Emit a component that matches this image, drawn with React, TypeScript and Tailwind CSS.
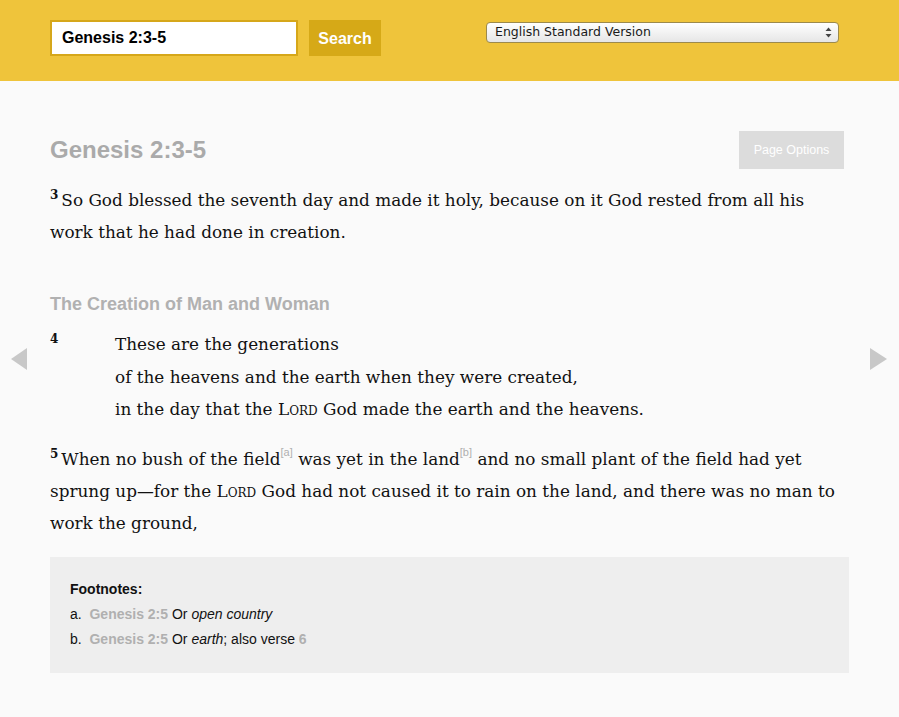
import React from "react";

const serif = { fontFamily: '"DejaVu Serif", serif' };
const sans = { fontFamily: '"Liberation Sans", Arial, sans-serif' };

export default function App() {
  return (
    <div className="min-h-[717px] bg-[#fafafa] relative" style={sans}>
      {/* Header */}
      <div className="h-[81px] bg-[#efc43b] flex items-start pt-[20px] pl-[50px]">
        <div className="w-[248px] h-[36px] border-2 border-[#d6a71a] bg-white flex items-center pl-[10px]">
          <span className="text-[16px] font-bold text-black">Genesis 2:3-5</span>
        </div>
        <div className="ml-[11px] w-[72px] h-[36px] bg-[#d6a917] flex items-center justify-center pt-[2px]">
          <span className="text-[16px] font-bold text-white">Search</span>
        </div>
        <div className="ml-[105px] mt-[2px] w-[353px] h-[21px] rounded-[4px] border border-[#9c8a4c] bg-gradient-to-b from-white to-[#e6e6e6] flex items-center pl-[8px] pr-[6px]">
          <span className="flex-1 text-[12.5px] text-[#1a1a1a]" style={{ fontFamily: '"DejaVu Sans", sans-serif' }}>English Standard Version</span>
          <svg width="7" height="11" viewBox="0 0 7 11">
            <path d="M3.5 0.5 L6.5 4 L0.5 4 Z" fill="#444" />
            <path d="M3.5 10.5 L6.5 7 L0.5 7 Z" fill="#444" />
          </svg>
        </div>
      </div>

      {/* Nav arrows */}
      <svg className="absolute left-[11px] top-[348px]" width="16" height="22" viewBox="0 0 16 22">
        <path d="M16 0 L0 11 L16 22 Z" fill="#c8c8c8" />
      </svg>
      <svg className="absolute left-[870px] top-[348px]" width="17" height="22" viewBox="0 0 17 22">
        <path d="M0 0 L17 11 L0 22 Z" fill="#c8c8c8" />
      </svg>

      {/* Content */}
      <div className="ml-[50px] w-[799px] pt-[50px]">
        <div className="flex items-center justify-between h-[38px]">
          <h1 className="text-[24px] font-bold text-[#aaaaaa] leading-none">Genesis 2:3-5</h1>
          <div className="mr-[5px] w-[105px] h-[38px] bg-[#dcdcdc] flex items-center justify-center text-[12.5px] font-medium text-white">Page Options</div>
        </div>

        <p className="mt-[15px] text-[16.85px] leading-[32px] text-[#111]" style={serif}>
          <sup className="font-bold text-[12px] mr-[3px] relative top-[-7px]">3</sup>So God blessed the seventh day and made it holy, because on it God rested from all his
          <br />
          work that he had done in creation.
        </p>

        <h2 className="mt-[44px] text-[18px] leading-[24px] font-bold text-[#b1b1b1]">The Creation of Man and Woman</h2>

        <div className="mt-[12px] flex text-[16.85px] leading-[32.5px] text-[#111]" style={serif}>
          <div className="w-[65px] relative">
            <sup className="absolute top-[5px] left-0 font-bold text-[12px] leading-none">4</sup>
          </div>
          <div>
            <div>These are the generations</div>
            <div>of the heavens and the earth when they were created,</div>
            <div>
              in the day that the <span className="[font-variant:small-caps]">Lord</span> God made the earth and the heavens.
            </div>
          </div>
        </div>

        <p className="mt-[17px] text-[16.85px] leading-[32px] text-[#111]" style={serif}>
          <sup className="font-bold text-[12px] mr-[3px] relative top-[-7px]">5</sup>When no bush of the field
          <sup className="text-[11px] text-[#b0b0b0] relative top-[-9px]" style={sans}>[a]</sup> was yet in the land
          <sup className="text-[11px] text-[#b0b0b0] relative top-[-9px]" style={sans}>[b]</sup> and no small plant of the field had yet
          <br />
          sprung up—for the <span className="[font-variant:small-caps]">Lord</span> God had not caused it to rain on the land, and there was no man to
          <br />
          work the ground,
        </p>

        <div className="mt-[18px] bg-[#eeeeee] pt-[20px] pb-[21px] pl-[20px] text-[14px] leading-[25px] text-[#111]">
          <div className="font-bold">Footnotes:</div>
          <div>
            a.&nbsp; <span className="font-bold text-[#b0b0b0]">Genesis 2:5</span> Or <i>open country</i>
          </div>
          <div>
            b.&nbsp; <span className="font-bold text-[#b0b0b0]">Genesis 2:5</span> Or <i>earth</i>; also verse{" "}
            <span className="font-bold text-[#b0b0b0]">6</span>
          </div>
        </div>
      </div>
    </div>
  );
}
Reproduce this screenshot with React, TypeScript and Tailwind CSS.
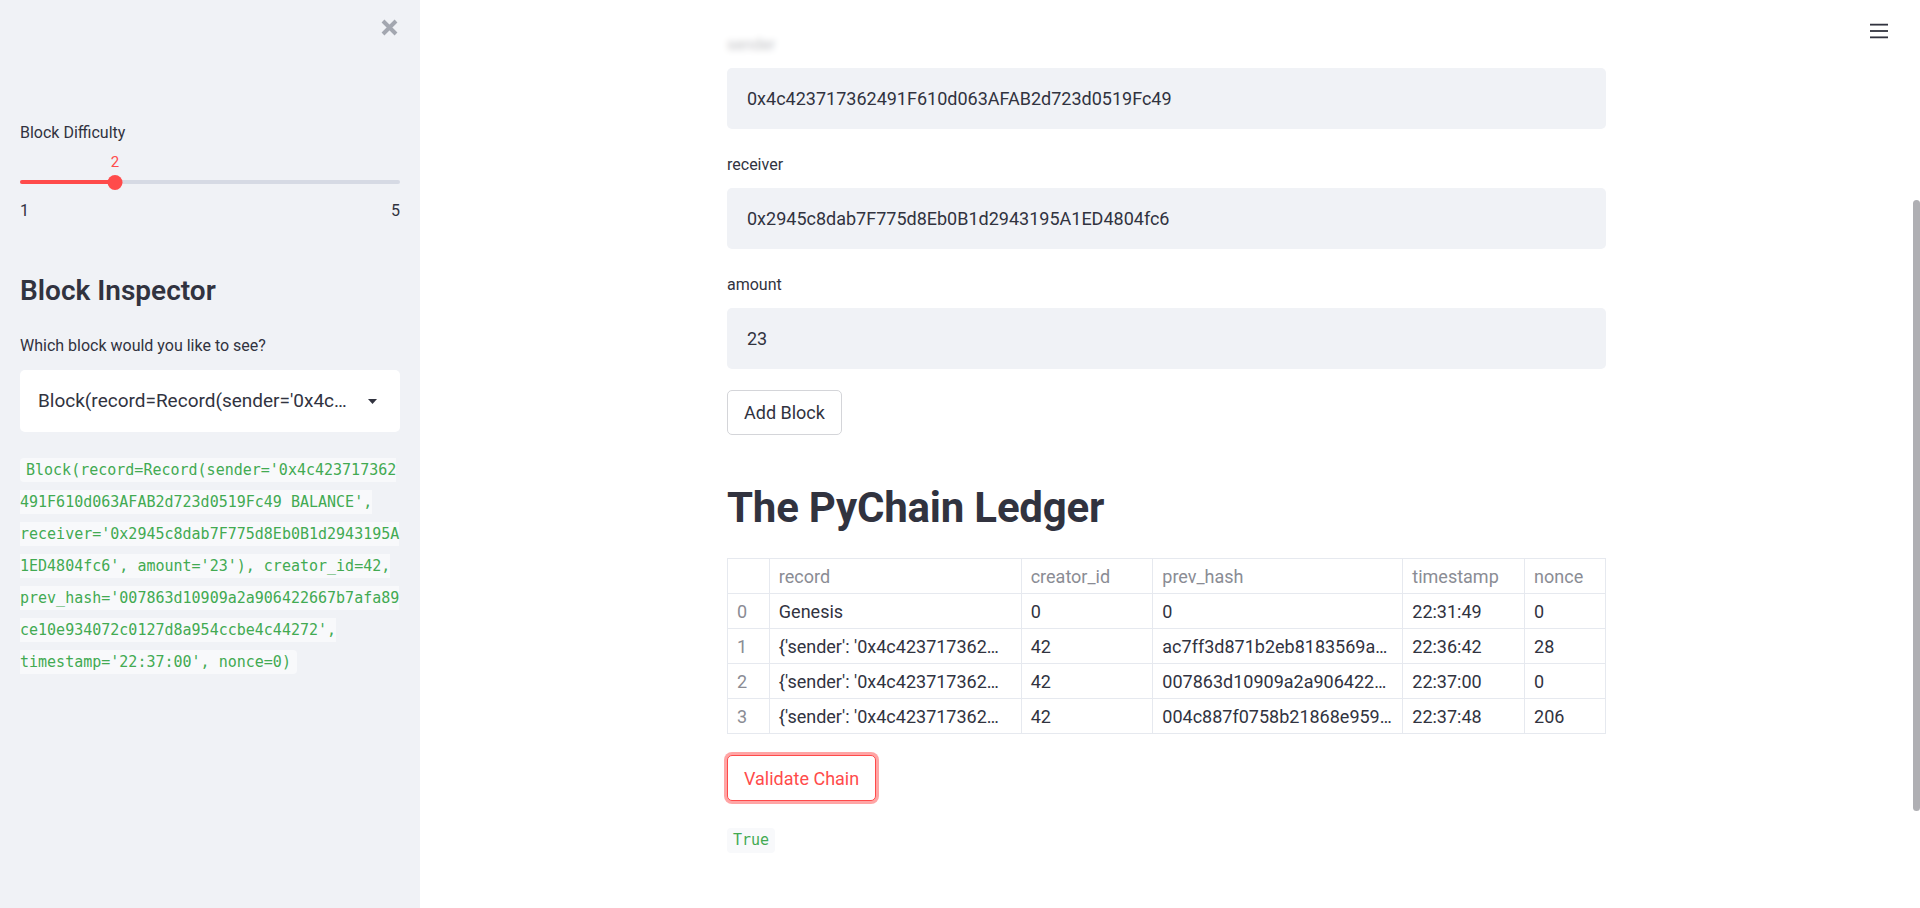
import React from "react";

const codeLines = [
  "Block(record=Record(sender='0x4c423717362",
  "491F610d063AFAB2d723d0519Fc49 BALANCE',",
  "receiver='0x2945c8dab7F775d8Eb0B1d2943195A",
  "1ED4804fc6', amount='23'), creator_id=42,",
  "prev_hash='007863d10909a2a906422667b7afa89",
  "ce10e934072c0127d8a954ccbe4c44272',",
  "timestamp='22:37:00', nonce=0)",
];

const rows = [
  ["0", "Genesis", "0", "0", "22:31:49", "0"],
  ["1", "{'sender': '0x4c423717362…", "42", "ac7ff3d871b2eb8183569a…", "22:36:42", "28"],
  ["2", "{'sender': '0x4c423717362…", "42", "007863d10909a2a906422…", "22:37:00", "0"],
  ["3", "{'sender': '0x4c423717362…", "42", "004c887f0758b21868e959…", "22:37:48", "206"],
];

const headers = ["", "record", "creator_id", "prev_hash", "timestamp", "nonce"];
const colWidths = [42, 252, 132, 250, 122, 81];

function Field({ label, value, first }: { label: string; value: string; first?: boolean }) {
  return (
    <div className={first ? "" : "mt-[22px]"}>
      <div className="h-[28px] flex items-center text-[16px] text-[#31333f]">{label}</div>
      <div className="mt-[9px] h-[61px] rounded-[5px] bg-[#f0f2f6] flex items-center pl-[20px] text-[18px] text-[#31333f]">
        {value}
      </div>
    </div>
  );
}

export default function App() {
  return (
    <div className="relative flex h-[908px] w-full overflow-hidden bg-white [font-family:Roboto,sans-serif] text-[#31333f]">
      {/* Sidebar */}
      <aside className="w-[420px] shrink-0 h-full bg-[#f0f2f6] px-5">
        <div className="h-[54px] flex items-center justify-end pr-[2px]">
          <svg width="17" height="17" viewBox="0 0 17 17">
            <path d="M2 2 L15 15 M15 2 L2 15" stroke="#a3a7b0" strokeWidth="4" strokeLinecap="butt" />
          </svg>
        </div>
        <div className="mt-[65px] h-[28px] flex items-center text-[16px]">Block Difficulty</div>
        <div className="relative h-[30px]">
          <span className="absolute left-[25%] top-0 h-[30px] leading-[30px] -translate-x-1/2 text-[15px] text-[#ff4b4b]">
            2
          </span>
        </div>
        <div className="relative h-[10px]">
          <div className="absolute left-0 right-0 top-[3px] h-[4px] rounded-full bg-[#d6dae4]" />
          <div className="absolute left-0 w-[25%] top-[3px] h-[4px] rounded-full bg-[#ff4b4b]" />
          <div className="absolute left-[25%] top-[-2.5px] w-[15px] h-[15px] -translate-x-1/2 rounded-full bg-[#ff4b4b]" />
        </div>
        <div className="mt-[14px] h-[20px] flex items-center justify-between text-[16px]">
          <span>1</span>
          <span>5</span>
        </div>
        <h2 className="mt-[52px] h-[36px] leading-[36px] text-[28px] font-semibold text-[#31333f]">Block Inspector</h2>
        <div className="mt-[23px] h-[28px] flex items-center text-[16px]">Which block would you like to see?</div>
        <div className="mt-[10px] h-[62px] rounded-[5px] bg-white flex items-center justify-between pl-[18px] pr-[23px] text-[19px]">
          <span className="whitespace-nowrap">Block(record=Record(sender='0x4c…</span>
          <svg width="9" height="5" viewBox="0 0 9 5">
            <polygon points="0,0 9,0 4.5,5" fill="#31333f" />
          </svg>
        </div>
        <div className="mt-[26px] flex flex-col items-start gap-[8px] [font-family:'DejaVu_Sans_Mono',monospace] text-[15px] text-[#42aa52]">
          {codeLines.map((l, i) => (
            <div
              key={i}
              className={
                "h-[24px] leading-[24px] whitespace-pre bg-[#f8f9fb] " +
                (i === 0 ? "pl-[6px] rounded-l-[4px] " : "") +
                (i === codeLines.length - 1 ? "pr-[6px] rounded-r-[4px]" : "")
              }
            >
              {l}
            </div>
          ))}
        </div>
      </aside>

      {/* Main */}
      <main className="relative flex-1 h-full">
        <div className="mx-auto w-[879px] pt-[31px]">
          <Field label="sender" value="0x4c423717362491F610d063AFAB2d723d0519Fc49" first />
          <Field label="receiver" value="0x2945c8dab7F775d8Eb0B1d2943195A1ED4804fc6" />
          <Field label="amount" value="23" />
          <button className="mt-[21px] h-[45px] px-[16px] rounded-[5px] border border-[#d4d5d9] bg-white text-[18px] text-[#31333f]">
            Add Block
          </button>
          <h1 className="mt-[47px] h-[52px] leading-[52px] text-[42px] font-bold text-[#31333f] tracking-[-0.2px]">
            The PyChain Ledger
          </h1>
          <table className="mt-[24px] table-fixed border-collapse text-[18px]">
            <colgroup>
              {colWidths.map((w, i) => (
                <col key={i} style={{ width: w }} />
              ))}
            </colgroup>
            <thead>
              <tr className="h-[35px]">
                {headers.map((h, i) => (
                  <th key={i} className="border border-[#e6e9ef] px-[9px] text-left font-normal text-[#8a8c94] whitespace-nowrap overflow-hidden">
                    {h}
                  </th>
                ))}
              </tr>
            </thead>
            <tbody>
              {rows.map((r, ri) => (
                <tr key={ri} className="h-[35px]">
                  {r.map((c, ci) => (
                    <td
                      key={ci}
                      className={
                        "border border-[#e6e9ef] px-[9px] whitespace-nowrap overflow-hidden " +
                        (ci === 0 ? "text-[#8a8c94]" : "text-[#31333f]")
                      }
                    >
                      {c}
                    </td>
                  ))}
                </tr>
              ))}
            </tbody>
          </table>
          <button className="mt-[21px] h-[46px] px-[16px] rounded-[5px] border border-[#ff4b4b] bg-white text-[18px] text-[#ff4b4b] ring-[3px] ring-[#ff4b4b]/50">
            Validate Chain
          </button>
          <div className="mt-[27px]">
            <span className="inline-block h-[25px] leading-[25px] px-[6px] rounded-[4px] bg-[#f8f9fb] [font-family:'DejaVu_Sans_Mono',monospace] text-[15px] text-[#42aa52]">
              True
            </span>
          </div>
        </div>

        {/* Header overlay */}
        <div className="absolute left-0 right-0 top-0 h-[58px] bg-white/70 backdrop-blur-[3px]">
          <svg className="absolute right-[25px] top-[23px]" width="18" height="16" viewBox="0 0 18 16">
            <rect x="0" y="0.75" width="18" height="1.8" fill="#31333f" />
            <rect x="0" y="7.1" width="18" height="1.8" fill="#31333f" />
            <rect x="0" y="13.45" width="18" height="1.8" fill="#31333f" />
          </svg>
        </div>
      </main>

      {/* Scrollbar */}
      <div className="w-[7px] shrink-0 h-full">
        <div className="mt-[200px] h-[611px] w-[7px] rounded-full bg-[#afafb3]" />
      </div>
    </div>
  );
}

......

**Work to do**:
Check each line of the listing above for the string "that", then report only how many lines have it.

**Answer to this exercise**:
3